**RECORDS**.

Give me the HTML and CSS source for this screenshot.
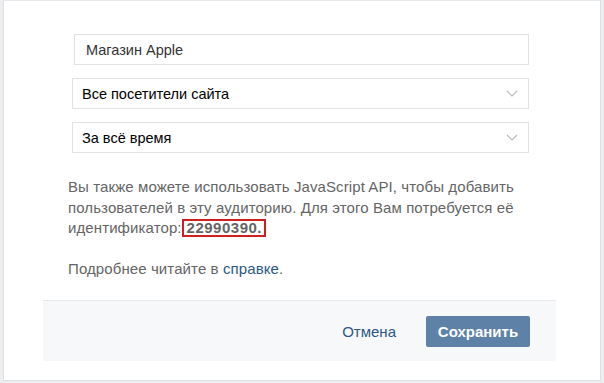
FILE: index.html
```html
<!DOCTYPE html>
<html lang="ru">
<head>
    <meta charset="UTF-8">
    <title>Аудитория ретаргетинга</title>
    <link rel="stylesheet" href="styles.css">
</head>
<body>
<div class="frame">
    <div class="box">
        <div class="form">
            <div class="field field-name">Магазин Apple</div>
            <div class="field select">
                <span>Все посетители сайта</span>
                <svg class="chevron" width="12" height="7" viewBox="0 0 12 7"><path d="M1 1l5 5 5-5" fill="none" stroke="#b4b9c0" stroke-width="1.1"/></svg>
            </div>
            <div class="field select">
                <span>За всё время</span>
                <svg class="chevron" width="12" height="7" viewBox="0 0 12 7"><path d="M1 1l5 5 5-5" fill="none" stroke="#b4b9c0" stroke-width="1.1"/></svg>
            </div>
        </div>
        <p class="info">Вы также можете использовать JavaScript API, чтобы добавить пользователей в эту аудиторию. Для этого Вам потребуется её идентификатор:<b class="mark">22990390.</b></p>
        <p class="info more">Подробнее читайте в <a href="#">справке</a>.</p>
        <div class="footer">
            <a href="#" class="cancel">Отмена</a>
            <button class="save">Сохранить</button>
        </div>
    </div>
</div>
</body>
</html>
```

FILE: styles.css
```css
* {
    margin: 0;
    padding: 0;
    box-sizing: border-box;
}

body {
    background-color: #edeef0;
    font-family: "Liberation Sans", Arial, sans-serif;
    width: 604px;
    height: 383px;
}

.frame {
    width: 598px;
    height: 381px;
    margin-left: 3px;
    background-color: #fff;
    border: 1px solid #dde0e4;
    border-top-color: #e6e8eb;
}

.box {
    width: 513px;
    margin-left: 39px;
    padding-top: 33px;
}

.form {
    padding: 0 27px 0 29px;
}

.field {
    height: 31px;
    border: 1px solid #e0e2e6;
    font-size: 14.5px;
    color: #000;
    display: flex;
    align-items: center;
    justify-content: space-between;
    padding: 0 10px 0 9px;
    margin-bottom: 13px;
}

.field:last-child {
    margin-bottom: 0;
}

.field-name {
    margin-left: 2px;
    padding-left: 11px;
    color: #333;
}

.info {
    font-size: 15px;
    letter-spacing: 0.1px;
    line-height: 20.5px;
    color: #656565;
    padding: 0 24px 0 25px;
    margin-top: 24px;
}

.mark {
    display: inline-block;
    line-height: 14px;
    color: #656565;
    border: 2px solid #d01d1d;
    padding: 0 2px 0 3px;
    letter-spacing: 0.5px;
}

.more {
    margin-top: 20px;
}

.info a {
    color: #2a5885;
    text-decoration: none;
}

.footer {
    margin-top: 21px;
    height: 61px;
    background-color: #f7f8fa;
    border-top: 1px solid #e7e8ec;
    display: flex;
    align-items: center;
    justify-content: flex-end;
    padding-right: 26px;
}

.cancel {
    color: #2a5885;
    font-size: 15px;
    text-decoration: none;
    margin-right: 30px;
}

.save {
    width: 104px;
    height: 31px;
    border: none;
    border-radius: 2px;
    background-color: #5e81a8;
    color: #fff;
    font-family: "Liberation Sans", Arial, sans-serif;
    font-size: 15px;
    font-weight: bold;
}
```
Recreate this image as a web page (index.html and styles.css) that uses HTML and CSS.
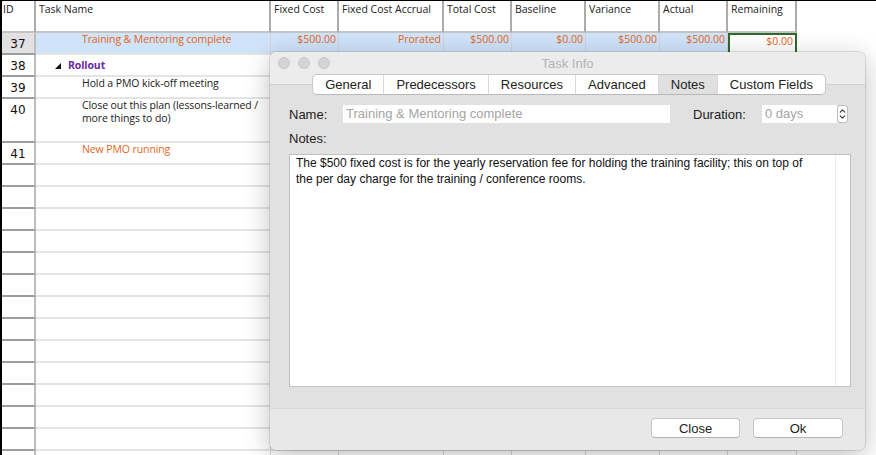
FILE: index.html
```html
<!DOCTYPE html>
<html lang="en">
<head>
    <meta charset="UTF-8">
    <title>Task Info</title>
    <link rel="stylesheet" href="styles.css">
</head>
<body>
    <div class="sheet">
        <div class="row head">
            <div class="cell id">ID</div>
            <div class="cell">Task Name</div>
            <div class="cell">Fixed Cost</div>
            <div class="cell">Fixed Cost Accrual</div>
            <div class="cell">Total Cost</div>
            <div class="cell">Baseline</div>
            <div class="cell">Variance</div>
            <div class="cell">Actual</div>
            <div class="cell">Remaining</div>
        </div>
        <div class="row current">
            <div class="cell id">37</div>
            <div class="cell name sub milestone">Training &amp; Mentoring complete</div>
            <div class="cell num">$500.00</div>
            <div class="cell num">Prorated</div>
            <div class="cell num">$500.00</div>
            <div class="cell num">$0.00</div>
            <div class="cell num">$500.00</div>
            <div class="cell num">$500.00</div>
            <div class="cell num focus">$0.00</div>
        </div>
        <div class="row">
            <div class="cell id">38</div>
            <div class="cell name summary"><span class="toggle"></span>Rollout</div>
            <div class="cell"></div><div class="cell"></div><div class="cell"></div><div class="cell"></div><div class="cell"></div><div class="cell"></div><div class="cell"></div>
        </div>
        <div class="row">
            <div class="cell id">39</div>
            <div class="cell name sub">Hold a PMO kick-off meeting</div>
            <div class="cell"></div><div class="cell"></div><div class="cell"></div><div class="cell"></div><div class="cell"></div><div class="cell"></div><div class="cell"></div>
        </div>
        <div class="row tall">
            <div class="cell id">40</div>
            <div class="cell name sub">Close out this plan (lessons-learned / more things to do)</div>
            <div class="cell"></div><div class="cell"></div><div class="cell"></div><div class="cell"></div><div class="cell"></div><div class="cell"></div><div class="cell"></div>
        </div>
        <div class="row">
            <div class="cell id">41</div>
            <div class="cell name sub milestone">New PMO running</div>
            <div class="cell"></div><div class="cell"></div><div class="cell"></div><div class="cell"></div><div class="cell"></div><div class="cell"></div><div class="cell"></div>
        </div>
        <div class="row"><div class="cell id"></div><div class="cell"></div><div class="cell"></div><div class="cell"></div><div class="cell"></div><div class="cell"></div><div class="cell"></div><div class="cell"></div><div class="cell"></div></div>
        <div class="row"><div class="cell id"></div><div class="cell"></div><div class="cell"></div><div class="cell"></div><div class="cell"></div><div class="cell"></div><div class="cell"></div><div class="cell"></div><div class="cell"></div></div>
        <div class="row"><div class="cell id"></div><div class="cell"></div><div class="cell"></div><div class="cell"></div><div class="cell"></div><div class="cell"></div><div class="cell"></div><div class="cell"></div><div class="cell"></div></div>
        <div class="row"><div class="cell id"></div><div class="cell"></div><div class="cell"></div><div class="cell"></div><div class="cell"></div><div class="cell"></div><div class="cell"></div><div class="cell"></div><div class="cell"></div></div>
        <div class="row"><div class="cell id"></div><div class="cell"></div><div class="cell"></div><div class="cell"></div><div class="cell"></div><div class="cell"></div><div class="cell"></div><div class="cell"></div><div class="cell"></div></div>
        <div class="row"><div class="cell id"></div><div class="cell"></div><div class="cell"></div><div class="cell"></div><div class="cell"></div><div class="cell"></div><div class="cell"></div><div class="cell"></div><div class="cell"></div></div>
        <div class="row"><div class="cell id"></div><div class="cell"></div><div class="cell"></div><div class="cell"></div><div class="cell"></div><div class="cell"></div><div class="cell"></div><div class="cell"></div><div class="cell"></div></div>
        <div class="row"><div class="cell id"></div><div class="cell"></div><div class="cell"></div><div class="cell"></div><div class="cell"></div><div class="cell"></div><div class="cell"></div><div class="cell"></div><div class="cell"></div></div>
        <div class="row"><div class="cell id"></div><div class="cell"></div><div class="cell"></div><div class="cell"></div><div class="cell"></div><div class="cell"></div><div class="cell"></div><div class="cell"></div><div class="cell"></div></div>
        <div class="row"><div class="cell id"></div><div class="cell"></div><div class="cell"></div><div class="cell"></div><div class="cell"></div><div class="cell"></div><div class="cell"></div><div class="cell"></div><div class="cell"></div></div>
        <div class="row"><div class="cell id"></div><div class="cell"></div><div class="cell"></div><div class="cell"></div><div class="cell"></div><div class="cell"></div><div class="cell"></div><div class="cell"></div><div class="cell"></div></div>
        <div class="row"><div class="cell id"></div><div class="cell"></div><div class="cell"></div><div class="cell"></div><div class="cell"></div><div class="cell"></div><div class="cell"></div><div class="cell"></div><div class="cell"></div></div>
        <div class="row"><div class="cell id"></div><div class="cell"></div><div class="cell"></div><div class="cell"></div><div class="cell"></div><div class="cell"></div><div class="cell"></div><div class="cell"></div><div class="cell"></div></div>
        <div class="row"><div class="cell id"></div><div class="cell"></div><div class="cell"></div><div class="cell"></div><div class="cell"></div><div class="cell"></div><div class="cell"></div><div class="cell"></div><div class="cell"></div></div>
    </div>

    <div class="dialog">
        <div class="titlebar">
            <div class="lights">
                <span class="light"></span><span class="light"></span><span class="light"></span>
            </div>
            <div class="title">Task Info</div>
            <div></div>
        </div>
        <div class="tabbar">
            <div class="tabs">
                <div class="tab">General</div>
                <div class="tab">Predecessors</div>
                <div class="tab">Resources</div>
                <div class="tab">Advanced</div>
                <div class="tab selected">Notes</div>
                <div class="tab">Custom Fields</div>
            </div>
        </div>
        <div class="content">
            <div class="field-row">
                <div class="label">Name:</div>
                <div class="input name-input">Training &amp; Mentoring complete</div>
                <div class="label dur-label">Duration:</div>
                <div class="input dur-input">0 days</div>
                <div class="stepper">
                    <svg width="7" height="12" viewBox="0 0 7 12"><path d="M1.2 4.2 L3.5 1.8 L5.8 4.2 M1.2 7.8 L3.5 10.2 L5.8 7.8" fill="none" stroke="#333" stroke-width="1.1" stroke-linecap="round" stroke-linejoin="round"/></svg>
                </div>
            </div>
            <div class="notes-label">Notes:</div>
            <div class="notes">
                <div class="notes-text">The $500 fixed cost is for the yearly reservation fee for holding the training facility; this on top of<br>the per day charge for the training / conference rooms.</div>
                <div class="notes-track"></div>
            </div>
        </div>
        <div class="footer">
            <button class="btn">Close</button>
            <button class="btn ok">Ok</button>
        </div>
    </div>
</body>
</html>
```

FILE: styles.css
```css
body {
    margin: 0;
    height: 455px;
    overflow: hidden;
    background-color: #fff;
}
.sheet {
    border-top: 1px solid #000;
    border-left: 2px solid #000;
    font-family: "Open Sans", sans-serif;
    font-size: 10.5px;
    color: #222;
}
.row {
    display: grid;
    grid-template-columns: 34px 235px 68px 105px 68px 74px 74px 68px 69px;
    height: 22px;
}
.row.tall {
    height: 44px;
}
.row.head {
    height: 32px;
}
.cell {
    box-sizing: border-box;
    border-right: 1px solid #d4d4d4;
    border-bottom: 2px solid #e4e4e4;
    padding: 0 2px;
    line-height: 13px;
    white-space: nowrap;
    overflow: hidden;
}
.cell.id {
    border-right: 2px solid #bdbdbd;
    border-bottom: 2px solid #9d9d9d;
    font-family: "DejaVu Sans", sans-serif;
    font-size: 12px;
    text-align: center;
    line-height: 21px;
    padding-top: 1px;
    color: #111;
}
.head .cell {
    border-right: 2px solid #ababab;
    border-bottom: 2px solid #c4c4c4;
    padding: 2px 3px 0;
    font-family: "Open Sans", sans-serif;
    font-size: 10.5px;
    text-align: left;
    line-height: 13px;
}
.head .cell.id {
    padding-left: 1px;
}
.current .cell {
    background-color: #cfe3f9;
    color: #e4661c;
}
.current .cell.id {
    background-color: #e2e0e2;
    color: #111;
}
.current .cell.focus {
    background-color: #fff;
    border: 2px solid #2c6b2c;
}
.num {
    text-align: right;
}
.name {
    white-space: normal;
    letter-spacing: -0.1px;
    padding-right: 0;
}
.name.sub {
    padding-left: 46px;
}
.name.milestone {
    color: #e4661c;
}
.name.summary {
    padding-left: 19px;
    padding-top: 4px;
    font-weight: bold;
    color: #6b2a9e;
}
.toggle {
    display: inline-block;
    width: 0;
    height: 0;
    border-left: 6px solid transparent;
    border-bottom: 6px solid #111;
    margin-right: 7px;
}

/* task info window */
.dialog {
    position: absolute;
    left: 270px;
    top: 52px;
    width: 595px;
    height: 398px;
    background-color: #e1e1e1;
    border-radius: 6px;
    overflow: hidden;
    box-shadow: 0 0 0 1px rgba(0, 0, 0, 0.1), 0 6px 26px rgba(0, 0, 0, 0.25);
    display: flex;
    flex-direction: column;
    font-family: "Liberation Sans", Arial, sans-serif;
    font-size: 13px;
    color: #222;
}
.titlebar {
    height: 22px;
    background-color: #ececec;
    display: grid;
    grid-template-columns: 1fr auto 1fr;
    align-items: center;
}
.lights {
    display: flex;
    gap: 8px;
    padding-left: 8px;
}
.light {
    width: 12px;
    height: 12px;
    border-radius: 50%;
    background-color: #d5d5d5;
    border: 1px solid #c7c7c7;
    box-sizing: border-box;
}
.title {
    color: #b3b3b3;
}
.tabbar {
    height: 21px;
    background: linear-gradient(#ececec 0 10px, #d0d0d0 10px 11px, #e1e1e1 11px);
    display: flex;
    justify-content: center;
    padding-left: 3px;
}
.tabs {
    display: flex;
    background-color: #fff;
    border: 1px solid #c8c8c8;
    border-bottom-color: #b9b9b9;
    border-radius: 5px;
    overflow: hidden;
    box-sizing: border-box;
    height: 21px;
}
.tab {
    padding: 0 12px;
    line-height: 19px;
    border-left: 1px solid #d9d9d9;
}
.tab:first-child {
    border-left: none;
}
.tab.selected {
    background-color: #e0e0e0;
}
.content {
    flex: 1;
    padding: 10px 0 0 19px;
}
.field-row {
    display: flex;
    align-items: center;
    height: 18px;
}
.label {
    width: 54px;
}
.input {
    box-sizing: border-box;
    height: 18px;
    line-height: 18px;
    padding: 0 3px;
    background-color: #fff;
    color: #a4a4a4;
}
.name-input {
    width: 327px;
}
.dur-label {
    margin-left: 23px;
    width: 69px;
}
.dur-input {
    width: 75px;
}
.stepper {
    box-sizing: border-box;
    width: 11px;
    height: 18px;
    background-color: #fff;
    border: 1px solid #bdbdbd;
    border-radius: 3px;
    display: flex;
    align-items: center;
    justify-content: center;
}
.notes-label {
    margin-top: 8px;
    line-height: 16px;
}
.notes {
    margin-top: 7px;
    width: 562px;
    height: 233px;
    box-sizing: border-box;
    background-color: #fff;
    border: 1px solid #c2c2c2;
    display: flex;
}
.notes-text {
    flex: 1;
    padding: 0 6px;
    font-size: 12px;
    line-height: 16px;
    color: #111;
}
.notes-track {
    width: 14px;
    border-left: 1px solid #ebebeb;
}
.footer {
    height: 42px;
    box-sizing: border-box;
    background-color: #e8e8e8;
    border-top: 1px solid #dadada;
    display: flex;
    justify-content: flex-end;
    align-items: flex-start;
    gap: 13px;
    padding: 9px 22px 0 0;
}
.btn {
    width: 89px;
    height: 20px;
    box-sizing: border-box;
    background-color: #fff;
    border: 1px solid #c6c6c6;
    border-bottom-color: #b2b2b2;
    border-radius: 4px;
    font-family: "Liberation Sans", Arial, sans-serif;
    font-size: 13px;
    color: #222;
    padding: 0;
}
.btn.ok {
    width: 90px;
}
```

**PROBLEM DETAILS**. Each line in the listing above that contains "this" should be copied.

**WORKED ANSWER**.
Give me the HTML and CSS source for this screenshot.
Recreate this image as a web page (index.html and styles.css) that uses HTML and CSS.
            <div class="cell name sub">Close out this plan (lessons-learned / more things to do)</div>
                <div class="notes-text">The $500 fixed cost is for the yearly reservation fee for holding the training facility; this on top of<br>the per day charge for the training / conference rooms.</div>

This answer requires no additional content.